▸ Exercise description: Return a copy of each line that holds the string "size".
____ Source excerpt
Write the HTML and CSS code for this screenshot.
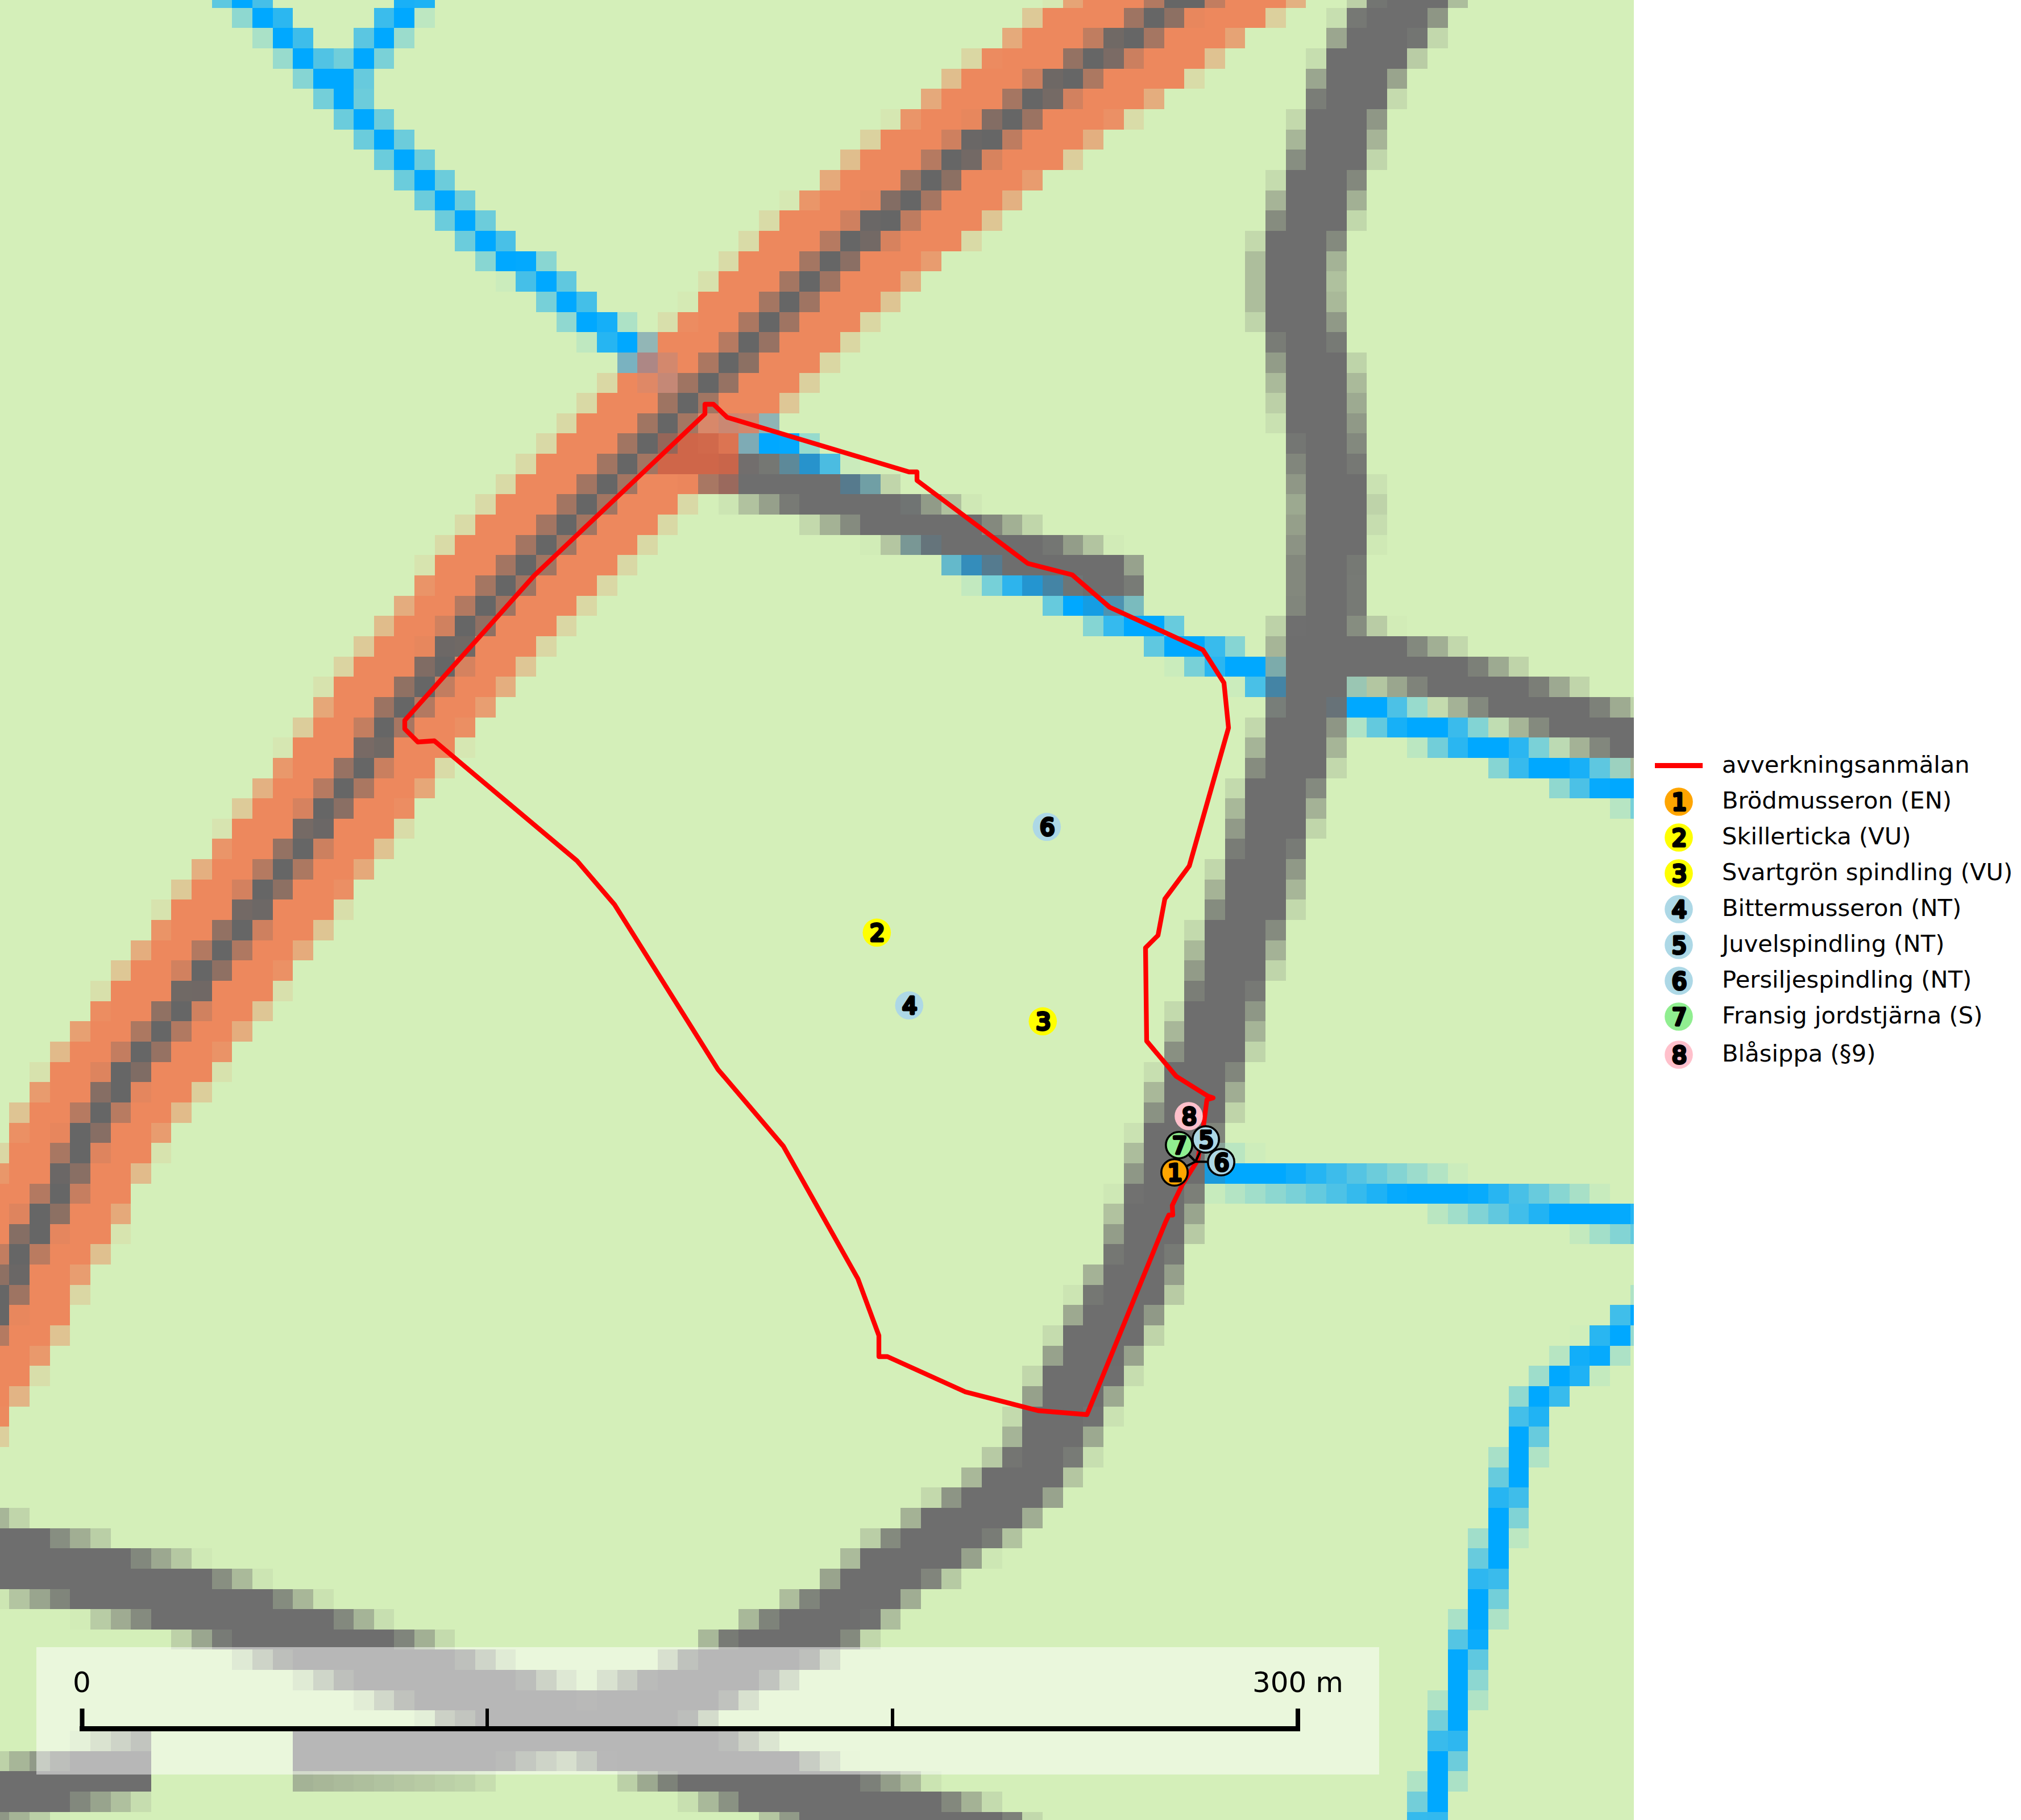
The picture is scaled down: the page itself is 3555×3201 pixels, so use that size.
FILE: index.html
```html
<!DOCTYPE html>
<html lang="sv">
<head>
<meta charset="utf-8">
<title>Avverkningsanmälan</title>
<link rel="stylesheet" href="styles.css">
</head>
<body>
<main class="figure">
  <svg class="map" width="2874" height="3201" viewBox="0 0 2874 3201" xmlns="http://www.w3.org/2000/svg">
    <rect class="ground" width="2874" height="3201"/>
    <g id="raster" shape-rendering="crispEdges"></g>
    <rect class="scale-box" x="64" y="2897" width="2362" height="224"/>
    <polygon class="boundary" points="1240,711 1255,711 1279,734 1599,830 1613,830 1613,845 1808,991 1886,1011 1952,1068 2116,1143 2153,1201 2161,1280 2092,1523 2049,1581 2037,1645 2015,1667 2017,1831 2069,1893 2125,1928 2134,1931 2123,1934 2117,1980 2107,2040 2080,2083 2062,2120 2063,2137 2056,2137 2050,2150 1912,2488 1826,2481 1698,2448 1561,2386 1546,2386 1546,2349 1509,2249 1378,2016 1263,1881 1081,1591 1015,1514 764,1303 735,1305 712,1282 712,1267 940,1012 1240,728"/>

    <path class="leader" d="M2103 2043L2074 2014M2103 2043L2121 2004M2103 2043L2148 2044M2103 2043L2066 2062"/>

    <g class="pin" transform="translate(1841.3 1454.3)"><circle class="fill-blue" r="24.8"/><text class="digit" x="1" y="15">6</text></g>
    <g class="pin" transform="translate(1542.3 1640.3)"><circle class="fill-yellow" r="24.8"/><text class="digit" x="1" y="15">2</text></g>
    <g class="pin" transform="translate(1599.3 1768.3)"><circle class="fill-blue" r="24.8"/><text class="digit" x="1" y="15">4</text></g>
    <g class="pin" transform="translate(1834.3 1796.3)"><circle class="fill-yellow" r="24.8"/><text class="digit" x="1" y="15">3</text></g>
    <g class="pin" transform="translate(2091 1963)"><circle class="fill-pink" r="24.8"/><text class="digit" x="1" y="15">8</text></g>
    <g class="pin" transform="translate(2074 2014)"><circle class="fill-green ring" r="23.2"/><text class="digit" x="1" y="15">7</text></g>
    <g class="pin" transform="translate(2121 2004)"><circle class="fill-blue ring" r="23.2"/><text class="digit" x="1" y="15">5</text></g>
    <g class="pin" transform="translate(2148 2044)"><circle class="fill-blue ring" r="23.2"/><text class="digit" x="1" y="15">6</text></g>
    <g class="pin" transform="translate(2066 2062)"><circle class="fill-orange ring" r="23.2"/><text class="digit" x="1" y="15">1</text></g>

    <g class="scale">
      <path class="scale-bar" d="M140 3040.5H2287"/>
      <path class="scale-tick" d="M144.5 3005V3045M2283 3005V3045"/>
      <path class="scale-tick-thin" d="M857 3005V3045M1570 3005V3045"/>
      <text class="scale-label" x="144" y="2976">0</text>
      <text class="scale-label" x="2283" y="2976">300 m</text>
    </g>
  </svg>

  <aside class="legend">
    <div class="legend-row">
      <span class="key"><span class="key-line"></span></span>
      <span class="label">avverkningsanmälan</span>
    </div>
    <div class="legend-row">
      <span class="key"><svg class="key-pin" viewBox="-25 -25 50 50"><circle class="fill-orange" r="24.8"/><text class="digit" x="1" y="15">1</text></svg></span>
      <span class="label">Brödmusseron (EN)</span>
    </div>
    <div class="legend-row">
      <span class="key"><svg class="key-pin" viewBox="-25 -25 50 50"><circle class="fill-yellow" r="24.8"/><text class="digit" x="1" y="15">2</text></svg></span>
      <span class="label">Skillerticka (VU)</span>
    </div>
    <div class="legend-row">
      <span class="key"><svg class="key-pin" viewBox="-25 -25 50 50"><circle class="fill-yellow" r="24.8"/><text class="digit" x="1" y="15">3</text></svg></span>
      <span class="label">Svartgrön spindling (VU)</span>
    </div>
    <div class="legend-row">
      <span class="key"><svg class="key-pin" viewBox="-25 -25 50 50"><circle class="fill-blue" r="24.8"/><text class="digit" x="1" y="15">4</text></svg></span>
      <span class="label">Bittermusseron (NT)</span>
    </div>
    <div class="legend-row">
      <span class="key"><svg class="key-pin" viewBox="-25 -25 50 50"><circle class="fill-blue" r="24.8"/><text class="digit" x="1" y="15">5</text></svg></span>
      <span class="label">Juvelspindling (NT)</span>
    </div>
    <div class="legend-row">
      <span class="key"><svg class="key-pin" viewBox="-25 -25 50 50"><circle class="fill-blue" r="24.8"/><text class="digit" x="1" y="15">6</text></svg></span>
      <span class="label">Persiljespindling (NT)</span>
    </div>
    <div class="legend-row">
      <span class="key"><svg class="key-pin" viewBox="-25 -25 50 50"><circle class="fill-green" r="24.8"/><text class="digit" x="1" y="15">7</text></svg></span>
      <span class="label">Fransig jordstjärna (S)</span>
    </div>
    <div class="legend-row legend-row-last">
      <span class="key"><svg class="key-pin" viewBox="-25 -25 50 50"><circle class="fill-pink" r="24.8"/><text class="digit" x="1" y="15">8</text></svg></span>
      <span class="label">Blåsippa (§9)</span>
    </div>
  </aside>
</main>
<script src="script.js"></script>
</body>
</html>
```

FILE: styles.css
```css
html, body {
  margin: 0;
  padding: 0;
  background: #fff;
}

.figure {
  display: flex;
  align-items: center;
  width: 3555px;
  height: 3201px;
  font-family: "DejaVu Sans", sans-serif;
  color: #000;
  overflow: hidden;
}

.map {
  display: block;
  flex: none;
}

.ground { fill: #d4efb9; }

.scale-box { fill: #fff; fill-opacity: .5; }

.boundary {
  fill: none;
  stroke: #f00;
  stroke-width: 8.3;
  stroke-linejoin: round;
}

.leader {
  fill: none;
  stroke: #000;
  stroke-width: 4.2;
}

.fill-blue { fill: #add8e6; }
.fill-yellow { fill: #ff0; }
.fill-pink { fill: #ffc0cb; }
.fill-green { fill: #90ee90; }
.fill-orange { fill: #ffa500; }

.ring {
  stroke: #000;
  stroke-width: 3.6;
}

.digit {
  font-family: "DejaVu Sans", sans-serif;
  font-weight: 400;
  font-size: 41px;
  text-anchor: middle;
  fill: #000;
  stroke: #000;
  stroke-width: 5;
  stroke-linejoin: round;
}

.scale-bar {
  fill: none;
  stroke: #000;
  stroke-width: 9;
}

.scale-tick {
  fill: none;
  stroke: #000;
  stroke-width: 8;
}

.scale-tick-thin {
  fill: none;
  stroke: #000;
  stroke-width: 6;
}

.scale-label {
  font-family: "DejaVu Sans", sans-serif;
  font-size: 50px;
  text-anchor: middle;
  fill: #000;
}

.legend {
  flex: none;
  display: flex;
  flex-direction: column;
  padding-left: 37px;
}

.legend-row {
  display: flex;
  align-items: center;
  gap: 34px;
  height: 63px;
  white-space: nowrap;
}

.legend-row-last {
  margin-top: 4px;
}

.key {
  flex: none;
  width: 84px;
  display: flex;
  justify-content: center;
  align-items: center;
}

.key-line {
  display: block;
  width: 84px;
  height: 8.4px;
  background: #f00;
}

.key-pin {
  display: block;
  width: 50px;
  height: 50px;
}

.label {
  font-size: 41.67px;
  line-height: 59px;
  height: 63px;
}
```

FILE: script.js
```js
// Builds the land-cover raster of the map: each line feature is rasterised
// onto a coarse grid with a soft edge, as the source raster has.
(function () {
  var CW = 35.64, CH = 35.65, X0 = 16.3 - CW, Y0 = 13.8 - CH;
  var W = 2874, H = 3201;

  var BLUE = [0, 168, 255], GREY = [110, 110, 110], ORANGE = [237, 136, 93];

  var ORANGE_LINE = [[2230, -110], [2075, 0], [2030, 31], [2000, 60], [1927, 102], [1768, 215], [1598, 351], [1451, 469],
    [1360, 560], [1290, 637], [1246, 673], [1210, 708], [1139, 780], [890, 1030], [855, 1065], [800, 1137],
    [740, 1208], [676, 1279], [660, 1315], [472, 1564], [282, 1816], [211, 1903], [141, 2012], [105, 2099],
    [33, 2206], [8, 2278], [-130, 2500]];

  var layers = [
    { color: BLUE, strokes: [
      { r: 10, R: 40, pts: [[395, -30], [475, 31], [604, 174], [854, 424], [905, 459], [962, 495], [1000, 531], [1156, 650]] },
      { r: 10, R: 40, pts: [[750, -30], [700, 31], [640, 103], [600, 145]] },
      { r: 10, R: 40, pts: [[1330, 760], [1370, 780], [1420, 816], [1720, 994], [1835, 1030], [1906, 1065], [2010, 1100],
        [2083, 1138], [2190, 1173], [2245, 1207], [2387, 1243], [2500, 1279], [2620, 1315], [2726, 1350], [2850, 1385], [2900, 1398]] },
      { r: 7, R: 40, pts: [[2100, 2058], [2300, 2075], [2560, 2102], [2900, 2150]] },
      { r: 10, R: 40, pts: [[2880, 2312], [2789, 2392], [2698, 2471], [2671, 2562], [2641, 2675], [2600, 2850], [2575, 2920],
        [2565, 2990], [2548, 3060], [2530, 3130], [2505, 3230]] }
    ] },
    { color: GREY, strokes: [
      { r: 48, R: 85, pts: [[2510, -50], [2459, 31], [2423, 67], [2405, 102], [2369, 174], [2352, 245], [2316, 352], [2279, 460],
        [2279, 531], [2298, 603], [2316, 674], [2335, 817], [2345, 888], [2335, 995], [2335, 1067], [2310, 1200], [2280, 1315],
        [2244, 1421], [2209, 1563], [2173, 1670], [2138, 1815], [2090, 1960], [2001, 2240], [1923, 2384], [1886, 2455], [1852, 2525]] },
      { r: 42, R: 78, pts: [[1852, 2525], [1816, 2590], [1760, 2640], [1700, 2680], [1564, 2766], [1530, 2795], [1460, 2848],
        [1389, 2884], [1310, 2920], [1190, 2985], [1050, 3030]] },
      { r: 33, R: 68, gap: [265, 516], cutTop: { from: 265, to: 780, y: 3045 },
        pts: [[-60, 3172], [200, 3115], [265, 3100], [516, 3082], [836, 3072], [1050, 3030]] },
      { r: 45, R: 78, pts: [[-60, 2722], [0, 2735], [336, 2815], [658, 2920], [1000, 3030], [1352, 3133], [1460, 3169], [1584, 3195], [1760, 3250]] },
      { r: 27, R: 60, pts: [[1250, 820], [1372, 851], [1495, 887], [1620, 922], [1744, 958], [1870, 994], [1965, 1022]] },
      { r: 28, R: 62, pts: [[2290, 1130], [2350, 1138], [2494, 1173], [2601, 1207], [2710, 1243], [2815, 1279], [2930, 1315]] }
    ] },
    { color: ORANGE, strokes: [{ r: 104, R: 132, pts: ORANGE_LINE }] },
    { color: [205, 100, 72], strokes: [{ r: 28, R: 48, opacity: .95, pts: [[1190, 800], [1270, 815]] }] },
    { color: [120, 135, 165], strokes: [
      { r: 6, R: 34, opacity: .55, pts: [[1130, 625], [1165, 660]] },
      { r: 6, R: 34, opacity: .3, pts: [[1260, 735], [1320, 760]] }
    ] },
    { color: [102, 102, 102], strokes: [{ r: 12, R: 42, pts: ORANGE_LINE }] }
  ];

  function segDist(px, py, a, b) {
    var dx = b[0] - a[0], dy = b[1] - a[1];
    var t = ((px - a[0]) * dx + (py - a[1]) * dy) / (dx * dx + dy * dy);
    t = Math.max(0, Math.min(1, t));
    var qx = a[0] + t * dx - px, qy = a[1] + t * dy - py;
    return Math.sqrt(qx * qx + qy * qy);
  }

  function strokeAlpha(s, cx, cy) {
    if (s.gap && cx > s.gap[0] && cx < s.gap[1]) return 0;
    if (s.cutTop && cx > s.cutTop.from && cx < s.cutTop.to && cy < s.cutTop.y) return 0;
    var d = Infinity;
    for (var i = 0; i + 1 < s.pts.length; i++) {
      d = Math.min(d, segDist(cx, cy, s.pts[i], s.pts[i + 1]));
      if (d <= s.r) break;
    }
    var a = (s.R - d) / (s.R - s.r);
    a = Math.max(0, Math.min(1, a));
    return a * (s.opacity === undefined ? 1 : s.opacity);
  }

  var NS = "http://www.w3.org/2000/svg";
  var frag = document.createDocumentFragment();
  var base = [212, 239, 185];

  for (var row = 0; Y0 + row * CH < H; row++) {
    var cy = Y0 + (row + .5) * CH;
    var y1 = Math.max(0, Math.round(Y0 + row * CH));
    var y2 = Math.min(H, Math.round(Y0 + (row + 1) * CH));
    for (var col = 0; X0 + col * CW < W; col++) {
      var cx = X0 + (col + .5) * CW;
      var c = base.slice(), touched = false;
      layers.forEach(function (layer) {
        var a = 0;
        layer.strokes.forEach(function (s) { a = Math.max(a, strokeAlpha(s, cx, cy)); });
        if (a > .02) {
          touched = true;
          for (var k = 0; k < 3; k++) c[k] = c[k] * (1 - a) + layer.color[k] * a;
        }
      });
      if (!touched) continue;
      var x1 = Math.max(0, Math.round(X0 + col * CW));
      var x2 = Math.min(W, Math.round(X0 + (col + 1) * CW));
      var rect = document.createElementNS(NS, "rect");
      rect.setAttribute("x", x1);
      rect.setAttribute("y", y1);
      rect.setAttribute("width", x2 - x1);
      rect.setAttribute("height", y2 - y1);
      rect.setAttribute("fill", "rgb(" + c.map(Math.round).join(",") + ")");
      frag.appendChild(rect);
    }
  }
  document.getElementById("raster").appendChild(frag);
})();
```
________
▸ Full response:
The picture is scaled down: the page itself is 3555×3201 pixels, so use that size.
  font-size: 41px;
  font-size: 50px;
  font-size: 41.67px;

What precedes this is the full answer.